Buscando escapar del humo de estos días, entre el drama de las visas y los discursos contra el “imperio”, me encontré con el borrador del proyecto de ley de competencias. Lo revisé con curiosidad y terminé con la sensación de que estamos ad portas de dar un paso histórico, pero el Gobierno parece decidido a bloquearlo. Nos la venden como una apuesta por la descentralización, pero lo que se ve de fondo es una nueva versión del mismo centralismo de siempre, más sofisticado, pero igual de controlador.

El proyecto promete que los territorios tendrán más responsabilidades, recursos y autonomía. Y ese, en el papel, es el avance que soñamos. Pero cuando se mira de cerca, todo depende de la voluntad del Gobierno central: el artículo 6 define que la Nación decidirá el ritmo y las condiciones bajo las cuales los territorios recibirán esas funciones. Seguiremos atrapados en la idea de que las regiones solo avanzan si el centro lo autoriza.

También se propone clasificar municipios y departamentos según su “capacidad de gestión”. Una idea razonable, pero si se deja esa evaluación en manos del Departamento Nacional de Planeación, la decisión de quién está “listo” para gobernarse se vuelve más política que técnica. El que se alinee con el Gobierno avanza; el que cuestione, se queda esperando. Así no se construye autonomía, se administra dependencia.

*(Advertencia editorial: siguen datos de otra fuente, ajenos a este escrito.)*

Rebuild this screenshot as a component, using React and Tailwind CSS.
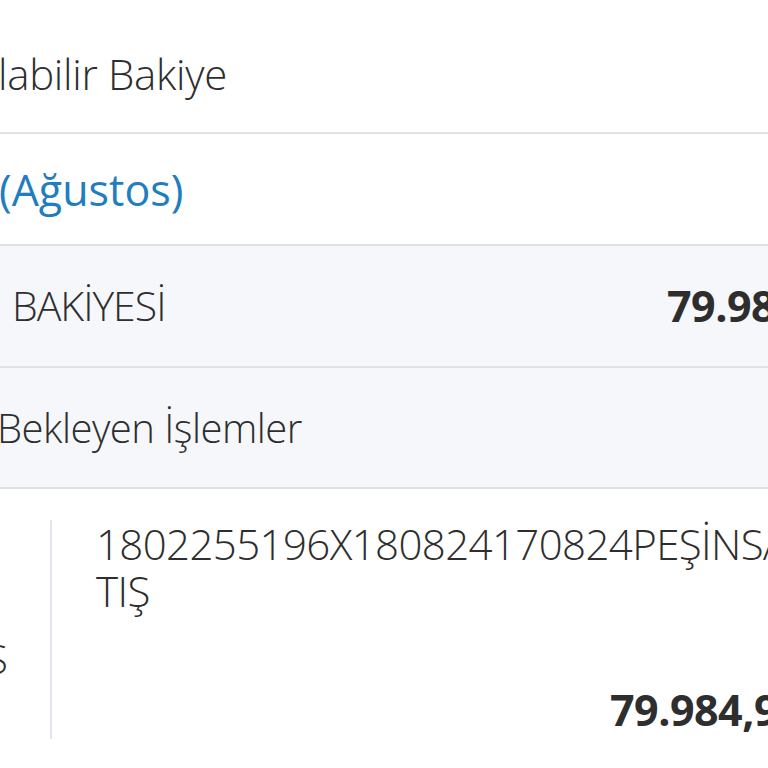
import React from 'react';

const ui = { fontFamily: '"Open Sans", "Noto Sans", sans-serif' };

export default function App() {
  return (
    <div className="w-[768px] h-[768px] overflow-hidden bg-white text-[#2e2e2e]" style={ui}>
      <div className="h-[134px] flex items-center border-b-2 border-[#dfe1e9] pt-[14px]">
        <span className="text-[42px] font-light tracking-[-0.3px] -ml-[2px]">labilir Bakiye</span>
      </div>

      <div className="h-[112px] flex items-center border-b-2 border-[#dfe1e9] pt-[2px]">
        <span className="text-[43px] text-[#1f7dc0] tracking-[0px] -ml-[1px]">(Ağustos)</span>
      </div>

      <div className="h-[122px] flex items-center bg-[#f6f7fa] border-b-2 border-[#dfe1e9]">
        <span className="w-[667px] shrink-0 pl-[12px] text-[41px] font-light tracking-[-1px]">BAKİYESİ</span>
        <span className="shrink-0 text-[43px] font-bold tracking-[-0.5px] whitespace-nowrap">79.984,96 TL</span>
      </div>

      <div className="h-[121px] flex items-center bg-[#f6f7fa] border-b-2 border-[#dfe1e9]">
        <span className="text-[40px] font-light tracking-[-0.5px] -ml-[3px]">Bekleyen İşlemler</span>
      </div>

      <div className="flex pt-[31px]">
        <div className="w-[52px] shrink-0 flex items-end pb-[50px] border-r-2 border-[#e3e5ec] h-[219px]">
          <span className="text-[40px] font-light -ml-[14px]">S</span>
        </div>
        <div className="flex-1 pl-[44px] overflow-hidden">
          <div className="text-[42px] font-light leading-[47px] tracking-[-0.6px] whitespace-nowrap">
            <span className="block">1802255196X180824170824PEŞİNSA</span>
            <span className="block">TIŞ</span>
          </div>
          <div className="mt-[64px] pl-[514px] whitespace-nowrap text-[43px] font-bold tracking-[-0.5px]">
            79.984,96 TL
          </div>
        </div>
      </div>
    </div>
  );
}
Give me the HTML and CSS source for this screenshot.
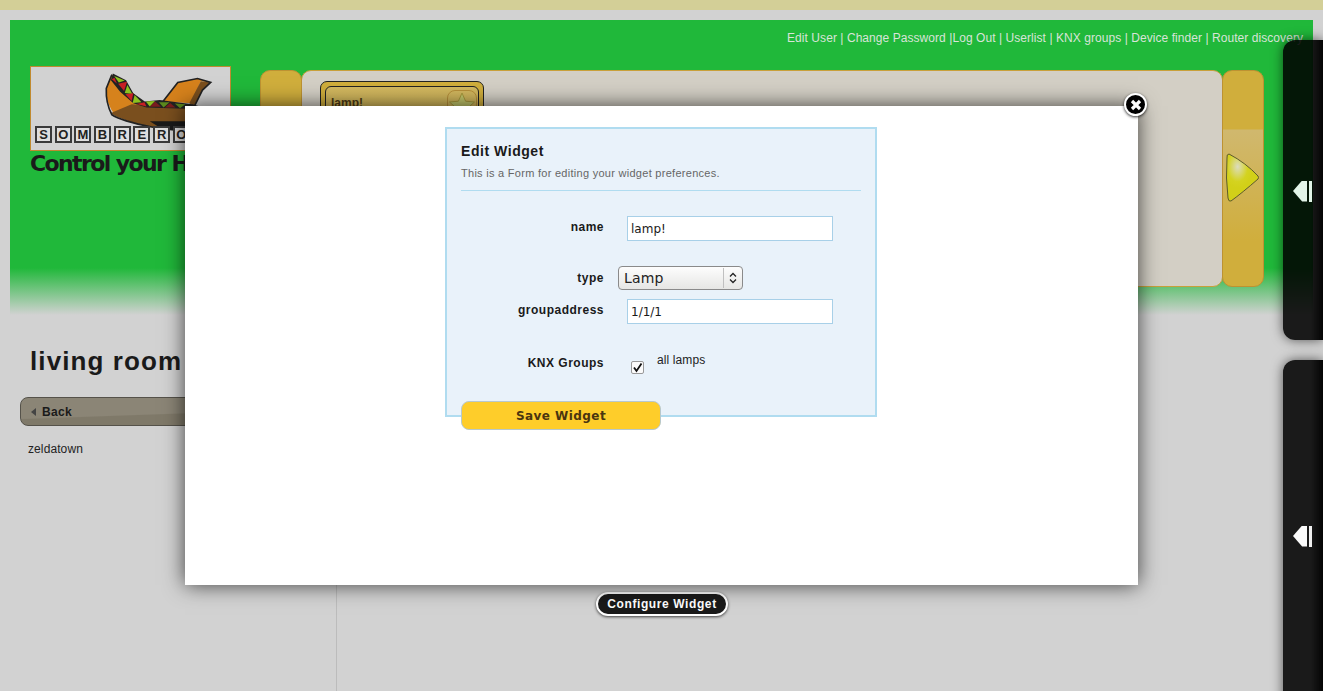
FILE: index.html
```html
<!DOCTYPE html>
<html lang="en">
<head>
<meta charset="utf-8">
<title>Sombrero</title>
<link rel="stylesheet" href="styles.css">
</head>
<body>
<div class="strip"></div>
<header class="header">
  <nav class="nav">Edit User | Change Password |Log Out | Userlist | KNX groups | Device finder | Router discovery</nav>
  <div class="header-row">
    <div class="brand">
      <div class="logo">
        <svg class="logo-art" viewBox="30 15 603 252" aria-hidden="true">
          <path d="M275 38L258 80Q256 125 285 162L385 135L340 95Z" fill="#d6821c"/>
          <path d="M430 120L475 62L535 50L575 62L545 58L515 125Z" fill="#d6821c"/>
          <path d="M545 58L575 62L550 85L525 135L510 125Z" fill="#7a4f1e"/>
          <path d="M272 155Q300 178 400 198L520 215L580 140L385 132L335 128Z" fill="#7a4f1e"/>
          <path d="M390 180L520 180L520 215L430 205Z" fill="#1a1a1a"/>
          <path d="M275 38L258 80Q256 125 275 160Q300 178 400 198" fill="none" stroke="#222" stroke-width="5"/>
          <path d="M430 120L475 62L535 50L575 62L550 85L525 135" fill="none" stroke="#222" stroke-width="5"/>
          <path d="M278 35L318 55L340 95L375 120L420 115L520 128L560 140L500 142L380 138L340 125L300 90L272 55Z" fill="#222"/>
          <path d="M282 42L314 56L296 62Z" fill="#8cc21e"/>
          <path d="M275 52L283 48L290 65Z" fill="#c81f24"/>
          <path d="M294 66L321 60L312 88Z" fill="#c81f24"/>
          <path d="M322 70L337 97L314 94Z" fill="#8cc21e"/>
          <path d="M316 98L340 95L335 118Z" fill="#c81f24"/>
          <path d="M344 100L365 122L338 124Z" fill="#8cc21e"/>
          <path d="M350 127L374 122L380 135Z" fill="#c81f24"/>
          <path d="M378 120L406 118L390 135Z" fill="#8cc21e"/>
          <path d="M406 120L424 136L390 136Z" fill="#7a1c1e"/>
          <path d="M418 122L450 122L432 138Z" fill="#5c8a1e"/>
          <path d="M452 124L468 138L436 138Z" fill="#7a1c1e"/>
          <path d="M466 126L498 128L482 140Z" fill="#5c8a1e"/>
        </svg>
        <div class="logo-word">
          <span class="tile">S</span><span class="tile">O</span><span class="tile">M</span><span class="tile">B</span><span class="tile">R</span><span class="tile">E</span><span class="tile">R</span><span class="tile">O</span>
        </div>
      </div>
      <div class="tagline">Control your Home</div>
    </div>
    <div class="carousel">
      <div class="handle"></div>
      <div class="track">
        <div class="card">
          <div class="card-inner">
            <span class="card-name">lamp!</span>
            <span class="card-star">
              <svg width="28" height="28" viewBox="0 0 28 28" aria-hidden="true"><path d="M14 2L17.6 10.2L26.5 11L19.8 17L21.8 25.7L14 21L6.2 25.7L8.2 17L1.5 11L10.400 10.2Z" fill="#c4c86c" stroke="#a89a3c"/></svg>
            </span>
          </div>
        </div>
      </div>
      <div class="handle handle-next">
        <svg class="arrow" width="34" height="50" viewBox="0 0 34 50" aria-hidden="true">
          <defs>
            <radialGradient id="shine" cx="0.35" cy="0.27" r="0.45">
              <stop offset="0" stop-color="#dcdcc0"/>
              <stop offset="0.7" stop-color="#d4d320"/>
              <stop offset="1" stop-color="#d2d018"/>
            </radialGradient>
          </defs>
          <path d="M3 1Q0.500 1 1 5Q-0.500 25 2 45Q2.500 49 5 48Q16 40 32 26Q33 24.500 32 23Q20 10 3 1Z" fill="url(#shine)" stroke="#5c5a2c"/>
        </svg>
      </div>
    </div>
  </div>
</header>
<main class="main">
  <aside class="side">
    <h1 class="room">living room</h1>
    <a class="back"><span class="back-tri"></span>Back</a>
    <p class="place">zeldatown</p>
  </aside>
  <section class="content">
    <a class="configure">Configure Widget</a>
  </section>
</main>

<div class="drawer drawer-one"><span class="pin"><span class="pin-tri"></span><span class="pin-bar"></span></span></div>
<div class="drawer drawer-two"><span class="pin"><span class="pin-tri"></span><span class="pin-bar"></span></span></div>

<div class="modal">
  <a class="close">
    <svg width="12" height="12" viewBox="0 0 12 12" aria-hidden="true"><path d="M2 2L10 10M10 2L2 10" stroke="#fff" stroke-width="3.200"/></svg>
  </a>
  <form class="form">
    <h2 class="form-title">Edit Widget</h2>
    <p class="form-sub">This is a Form for editing your widget preferences.</p>
    <div class="form-rule"></div>
    <div class="row row-name">
      <label class="label">name</label>
      <input class="input" type="text" value="lamp!">
    </div>
    <div class="row row-type">
      <label class="label">type</label>
      <div class="select">
        <span class="select-text">Lamp</span>
        <span class="select-btn">
          <svg width="8" height="12" viewBox="0 0 8 12" aria-hidden="true"><path d="M1 4.500L4 1.500L7 4.500M1 7.500L4 10.500L7 7.500" fill="none" stroke="#222" stroke-width="1.300"/></svg>
        </span>
      </div>
    </div>
    <div class="row row-group">
      <label class="label">groupaddress</label>
      <input class="input" type="text" value="1/1/1">
    </div>
    <div class="row row-knx">
      <label class="label">KNX Groups</label>
      <span class="check">
        <svg width="11" height="11" viewBox="0 0 11 11" aria-hidden="true"><path d="M2 5.500L4.500 9L9.500 1.500" fill="none" stroke="#111" stroke-width="1.800"/></svg>
      </span>
      <span class="check-text">all lamps</span>
    </div>
    <button class="save" type="button">Save Widget</button>
  </form>
</div>
</body>
</html>
```

FILE: styles.css
```css
* { box-sizing: border-box; }
html, body { height: 100%; }
body {
  margin: 0;
  height: 691px;
  overflow: hidden;
  position: relative;
  background: #d2d2d2;
  color: #1a1a1a;
  font-family: "Liberation Sans", Arial, sans-serif;
}
.strip { height: 10px; background: #d3cf97; }

.header {
  margin: 10px 10px 0;
  height: 295px;
  background: linear-gradient(to bottom, #20b83a 0, #20b83a 248px, #d2d2d2 295px);
}
.nav {
  height: 16px;
  padding: 10px 10px 0 0;
  box-sizing: content-box;
  text-align: right;
  font-size: 12px;
  line-height: 16px;
  letter-spacing: 0.06px;
  color: #d8e4d8;
}
.header-row { display: flex; margin-top: 20px; padding-left: 20px; }
.brand { width: 230px; flex: none; }
.logo {
  position: relative;
  width: 201px;
  height: 85px;
  border: 1px solid #c08a30;
  background: #d2d2d2;
  display: flex;
  align-items: flex-end;
  padding: 0 0 7px 4px;
}
.logo-art { position: absolute; left: 0; top: 0; width: 199px; height: 83px; }
.logo-word { position: relative; display: flex; gap: 2.700px; }
.tile {
  width: 17px;
  height: 17px;
  border: 2px solid #3a3a3a;
  background: #dedede;
  font: bold 13px/13px "Liberation Sans", sans-serif;
  text-align: center;
  color: #222;
}
.tagline {
  margin-top: 1px;
  font: bold 22px/24px "DejaVu Sans", sans-serif;
  letter-spacing: -1.6px;
  color: #1a1a1a;
  white-space: nowrap;
}

.carousel { display: flex; margin-top: 4px; height: 217px; }
.handle {
  width: 42px;
  height: 217px;
  background: #d0ae3c;
  border: 1px solid #bd9232;
  border-radius: 10px;
  position: relative;
}
.handle-next {
  margin-left: -1px;
  background: linear-gradient(to bottom, #d0ae3c 0, #d0ae3c 58px, #d0b86e 59px, #d0ae3c 170px);
}
.arrow { position: absolute; left: 3px; top: 82px; overflow: visible; }
.track {
  width: 922px;
  margin-left: -1px;
  height: 217px;
  background: #d3cfc5;
  border: 1px solid #c8a03a;
  border-radius: 10px;
  padding: 10px 0 0 18px;
}
.card {
  width: 164px;
  height: 120px;
  background: #d0ae3c;
  border: 1px solid #222;
  border-radius: 7px;
  padding: 4px;
}
.card-inner {
  height: 100%;
  border: 1px solid #222;
  border-radius: 6px;
  display: flex;
  justify-content: space-between;
  align-items: flex-start;
  padding: 3px 1px 0 5px;
  background: linear-gradient(to bottom, #d2b860, #d0ae3c);
}
.card-name { font-size: 12px; font-weight: bold; color: #4d3a14; margin-top: 6px; }
.card-star {
  width: 30px;
  height: 30px;
  border: 1px solid #b8903a;
  border-radius: 8px;
  display: flex;
  align-items: center;
  justify-content: center;
}

.main { display: grid; grid-template-columns: 337px 1fr; height: 376px; }
.side { border-right: 1px solid #bcbcbc; padding: 30px 0 0 20px; }
.room {
  margin: 0 0 0 10px;
  font-size: 26px;
  line-height: 32px;
  font-weight: bold;
  letter-spacing: 1.100px;
  color: #1a1a1a;
}
.back {
  display: flex;
  align-items: center;
  width: 296px;
  height: 29px;
  margin-top: 20px;
  padding-left: 10px;
  background: linear-gradient(178deg, #8b8576 0, #8b8576 55%, #7f7969 58%, #7f7969 100%);
  border: 1px solid #55524a;
  border-radius: 8px;
  font-size: 12px;
  font-weight: bold;
  letter-spacing: 0.3px;
  color: #1a1a1a;
}
.back-tri {
  width: 0;
  height: 0;
  margin-right: 6px;
  border-style: solid;
  border-width: 4px 5px 4px 0;
  border-color: transparent #444 transparent transparent;
}
.place { margin: 16px 0 0 8px; font-size: 12px; line-height: 14px; letter-spacing: 0.1px; color: #222; }

.content { padding: 277px 0 0 259px; }
.configure {
  display: block;
  width: 132px;
  height: 24px;
  background: #1a1a1a;
  border: 2px solid #fff;
  border-radius: 12px;
  box-shadow: 0 1px 3px rgba(0, 0, 0, 0.7);
  color: #fff;
  font-size: 12px;
  line-height: 20px;
  font-weight: bold;
  letter-spacing: 0.6px;
  text-align: center;
}

.drawer {
  position: absolute;
  left: 1283px;
  width: 40px;
  background: linear-gradient(to right, rgba(0, 0, 0, 0) 70%, rgba(0, 0, 0, 0.85) 100%), rgba(0, 0, 0, 0.88);
  border-radius: 12px 0 0 12px;
  box-shadow: 0 0 12px rgba(0, 0, 0, 0.6);
  display: flex;
  align-items: center;
}
.drawer-one { top: 40px; height: 300px; padding-top: 2px; }
.drawer-two { top: 360px; height: 351px; padding-top: 1px; }
.pin { display: flex; align-items: center; margin-left: 10px; }
.pin-tri {
  width: 14px;
  height: 21px;
  background: #fafafa;
  clip-path: polygon(0 50%, 65% 0, 100% 0, 100% 100%, 65% 100%);
}
.pin-bar { width: 3px; height: 21px; background: #f0f0f0; margin-left: 2px; }
.drawer-one .pin-tri, .drawer-one .pin-bar { background: #e2f4e8; }

.modal {
  position: absolute;
  left: 185px;
  top: 106px;
  width: 953px;
  height: 479px;
  background: #fff;
  box-shadow: 0 0 20px rgba(0, 0, 0, 0.7);
  padding: 21px 0 0 260px;
}
.close {
  position: absolute;
  right: -9px;
  top: -13px;
  width: 23px;
  height: 23px;
  border-radius: 50%;
  background: #000;
  border: 2px solid #fff;
  box-shadow: 0 1px 3px rgba(0, 0, 0, 0.8);
  display: flex;
  align-items: center;
  justify-content: center;
}
.form {
  width: 432px;
  height: 290px;
  background: #e9f2fa;
  border: 2px solid #b0dcf0;
  padding: 14px 14px 0;
}
.form-title {
  margin: 0;
  font-size: 14px;
  line-height: 16px;
  font-weight: bold;
  letter-spacing: 0.55px;
  color: #1a1a1a;
}
.form-sub {
  margin: 8px 0 0;
  font-size: 11px;
  line-height: 13px;
  letter-spacing: 0.28px;
  color: #666;
}
.form-rule { height: 1px; margin-top: 10px; background: #b0dcf0; }
.row { display: flex; align-items: flex-start; }
.row-name { margin-top: 25px; height: 25px; }
.row-type { margin-top: 25px; height: 24px; }
.row-group { margin-top: 9px; height: 25px; }
.row-knx { margin-top: 31px; height: 30px; }
.label {
  width: 143px;
  flex: none;
  text-align: right;
  font-size: 12px;
  font-weight: bold;
  line-height: 14px;
  letter-spacing: 0.5px;
  color: #1a1a1a;
  margin-top: 4px;
}
.row-type .label { margin-top: 5px; }
.row-group .label { margin-top: 4px; }
.row-knx .label { margin-top: 1px; }
.input {
  width: 206px;
  height: 25px;
  margin: 0 0 0 23px;
  padding: 0 3px;
  background: #fff;
  border: 1px solid #a8d0e8;
  border-radius: 0;
  font: 12px "DejaVu Sans", sans-serif;
  color: #1a1a1a;
  outline: none;
}
.select {
  width: 125px;
  height: 24px;
  margin-left: 14px;
  display: flex;
  align-items: center;
  border: 1px solid #8a8a8a;
  border-radius: 4px;
  background: linear-gradient(to bottom, #fdfdfd, #e6e6e4);
  font: 14px "DejaVu Sans", sans-serif;
  letter-spacing: 0.2px;
  color: #222;
  padding: 1px 0 1px 5px;
}
.select-text { flex: 1; }
.select-btn {
  width: 19px;
  height: 20px;
  border-left: 1px solid #c0c0c0;
  display: flex;
  align-items: center;
  justify-content: center;
}
.check {
  width: 13px;
  height: 13px;
  margin: 6px 0 0 27px;
  background: #fbfbfb;
  border: 1px solid #999;
  border-radius: 2px;
  display: flex;
  align-items: center;
  justify-content: center;
}
.check-text { margin: -2px 0 0 13px; font-size: 12px; line-height: 14px; letter-spacing: 0.1px; color: #222; }
.save {
  display: block;
  position: relative;
  width: 200px;
  height: 29px;
  margin-top: 16px;
  padding: 0;
  background: #fecd2a;
  border: 1px solid #b8c8cc;
  border-radius: 8px;
  font: bold 12px "DejaVu Sans", sans-serif;
  letter-spacing: 0.45px;
  color: #4a3510;
}
```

El proyecto, además, insiste en uniformar las realidades y prioridades de cada región. Como lo plasma el articulado, todo lo que se defina sobre cómo aplicar las diferencias regionales dependerá de una reglamentación nacional. Es el centro decidiendo por todos, sin entender que la riqueza del país está precisamente en su diversidad.

El manejo de los recursos tampoco se libra. Los alcaldes y gobernadores podrán recibir más funciones, pero seguirán con las manos atadas para decidir en qué invertir. Como lo menciona el artículo 13, los límites al presupuesto territorial se mantendrán en Bogotá. ¿De qué sirve hablar de autonomía si las regiones no pueden decidir sobre su propio dinero? Mientras las decisiones se sigan tomando en la capital, lo único descentralizado será la responsabilidad, no la capacidad de resolver.

Durante 200 años ya probamos este modelo, y el país no ha avanzado como soñamos. Pero hoy estamos frente a una oportunidad de oro para hacerlo distinto. El camino ya empezó con el aumento al 39,5 % en el Sistema General de Participaciones, un paso que demostró que la descentralización sí puede ser real. El Congreso y el Gobierno tienen la oportunidad de hacerlo en serio, de convertir el discurso en hechos. Sería un error histórico frenar ese impulso justo ahora y dejar que el pan se queme en la puerta del horno. Este es el momento de confiar en las regiones y permitir que el futuro empiece donde siempre debió estar: con la gente.